If anything brings Sonic Rivals to a screeching halt, it's the generic formula that builds the product: race all of the levels in a given Act until you win (you can't progress in Story Mode until you beat your rival every time), and then beat the boss. Along the way, you'll gain a few cards as rewards and advance along the rather thin storyline. While it's fast enough for a challenge to mount, the game never brings anything more to the party beyond high-paced racing, average graphics, and functional controls. The cards you earn in the Story Mode only bring in extra costumes for the four base characters, never actually unlocking anything significant. There is a Multiplayer mode available via the wireless connection, but because of the nature of the game, it is strictly a two-player affair — you can race against another guy ... or you can race against another guy.
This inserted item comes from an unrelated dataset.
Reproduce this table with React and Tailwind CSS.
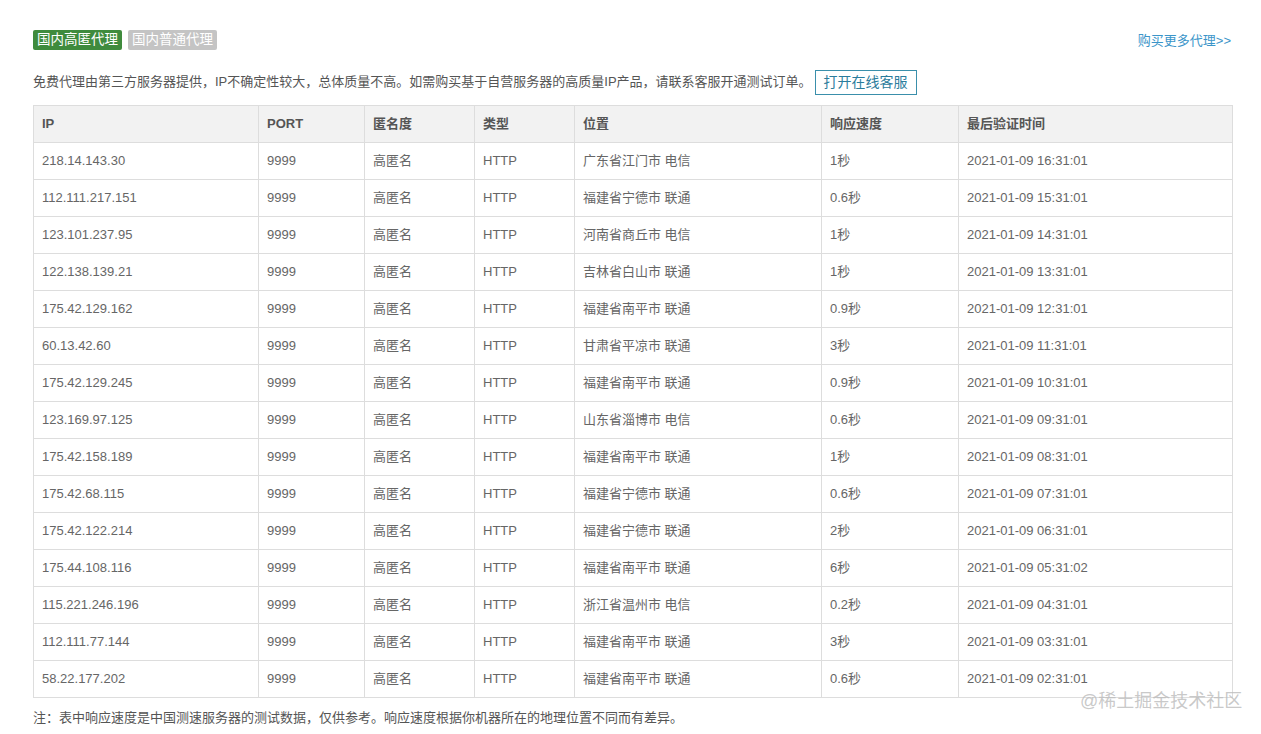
const rows = [
  ['218.14.143.30', '广东省江门市 电信', '1秒', '2021-01-09 16:31:01'],
  ['112.111.217.151', '福建省宁德市 联通', '0.6秒', '2021-01-09 15:31:01'],
  ['123.101.237.95', '河南省商丘市 电信', '1秒', '2021-01-09 14:31:01'],
  ['122.138.139.21', '吉林省白山市 联通', '1秒', '2021-01-09 13:31:01'],
  ['175.42.129.162', '福建省南平市 联通', '0.9秒', '2021-01-09 12:31:01'],
  ['60.13.42.60', '甘肃省平凉市 联通', '3秒', '2021-01-09 11:31:01'],
  ['175.42.129.245', '福建省南平市 联通', '0.9秒', '2021-01-09 10:31:01'],
  ['123.169.97.125', '山东省淄博市 电信', '0.6秒', '2021-01-09 09:31:01'],
  ['175.42.158.189', '福建省南平市 联通', '1秒', '2021-01-09 08:31:01'],
  ['175.42.68.115', '福建省宁德市 联通', '0.6秒', '2021-01-09 07:31:01'],
  ['175.42.122.214', '福建省宁德市 联通', '2秒', '2021-01-09 06:31:01'],
  ['175.44.108.116', '福建省南平市 联通', '6秒', '2021-01-09 05:31:02'],
  ['115.221.246.196', '浙江省温州市 电信', '0.2秒', '2021-01-09 04:31:01'],
  ['112.111.77.144', '福建省南平市 联通', '3秒', '2021-01-09 03:31:01'],
  ['58.22.177.202', '福建省南平市 联通', '0.6秒', '2021-01-09 02:31:01'],
]

const cols = [
  { label: 'IP', w: 'w-[225px]' },
  { label: 'PORT', w: 'w-[106px]' },
  { label: '匿名度', w: 'w-[110px]' },
  { label: '类型', w: 'w-[100px]' },
  { label: '位置', w: 'w-[247px]' },
  { label: '响应速度', w: 'w-[137px]' },
  { label: '最后验证时间', w: 'w-[274px]' },
]

export default function App() {
  return (
    <div
      className="relative w-[1261px] h-[734px] bg-white text-[13px] text-[#666]"
      style={{ fontFamily: '"Liberation Sans", "Noto Sans CJK SC", sans-serif' }}
    >
      <div className="pl-[33px] pr-[29px] pt-[30px]">
        {/* tabs */}
        <div className="flex items-center justify-between h-[20px]">
          <div className="flex gap-[6px]">
            <span className="h-[20px] px-[4px] leading-[20px] text-[13.5px] rounded-[2px] bg-[#3f8b3d] text-white">国内高匿代理</span>
            <span className="h-[20px] px-[4px] leading-[20px] text-[13.5px] rounded-[2px] bg-[#c4c4c4] text-white">国内普通代理</span>
          </div>
          <a className="text-[#3b95c9] mt-[2px] mr-[1px]">购买更多代理&gt;&gt;</a>
        </div>

        {/* notice */}
        <div className="flex items-center mt-[20px] h-[24px]">
          <span className="text-[#555]">免费代理由第三方服务器提供，IP不确定性较大，总体质量不高。如需购买基于自营服务器的高质量IP产品，请联系客服开通测试订单。</span>
          <span className="ml-[3px] h-[25px] px-[8px] leading-[23px] border border-[#3a8fab] text-[#2b7c9c] text-[14px]">打开在线客服</span>
        </div>

        {/* table */}
        <table className="mt-[11px] w-[1199px] table-fixed border-collapse">
          <thead>
            <tr className="bg-[#f2f2f2]">
              {cols.map((c) => (
                <th
                  key={c.label}
                  className={`${c.w} h-[37px] border border-[#dddddd] px-[8px] text-left font-semibold text-[#555]`}
                >
                  {c.label}
                </th>
              ))}
            </tr>
          </thead>
          <tbody>
            {rows.map((r) => (
              <tr key={r[0] + r[3]}>
                <td className="h-[37px] border border-[#dddddd] px-[8px]">{r[0]}</td>
                <td className="h-[37px] border border-[#dddddd] px-[8px]">9999</td>
                <td className="h-[37px] border border-[#dddddd] px-[8px]">高匿名</td>
                <td className="h-[37px] border border-[#dddddd] px-[8px]">HTTP</td>
                <td className="h-[37px] border border-[#dddddd] px-[8px]">{r[1]}</td>
                <td className="h-[37px] border border-[#dddddd] px-[8px]">{r[2]}</td>
                <td className="h-[37px] border border-[#dddddd] px-[8px]">{r[3]}</td>
              </tr>
            ))}
          </tbody>
        </table>

        <p className="mt-[10px] text-[#555]">注：表中响应速度是中国测速服务器的测试数据，仅供参考。响应速度根据你机器所在的地理位置不同而有差异。</p>
      </div>

      {/* watermark */}
      <span className="absolute left-[1080px] top-[688px] text-[18px] text-[#bbbbbb]/80">@稀土掘金技术社区</span>
    </div>
  )
}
In many ways, I give Backbone Studios kudos because this is not the same Sonic we've been seeing on the bigger consoles, and it really does lend itself better to the portable system than porting something like Sonic Riders. Unfortunately, it brings little to the table beyond sheer speed and smacks soundly of the "battle" mode we spent many a day playing back in the Sonic The Hedgehog 2 era. While it's a fun distraction in small bursts and certainly does few things intrinsically wrong, Sonic Rivals is not going to be the next best thing.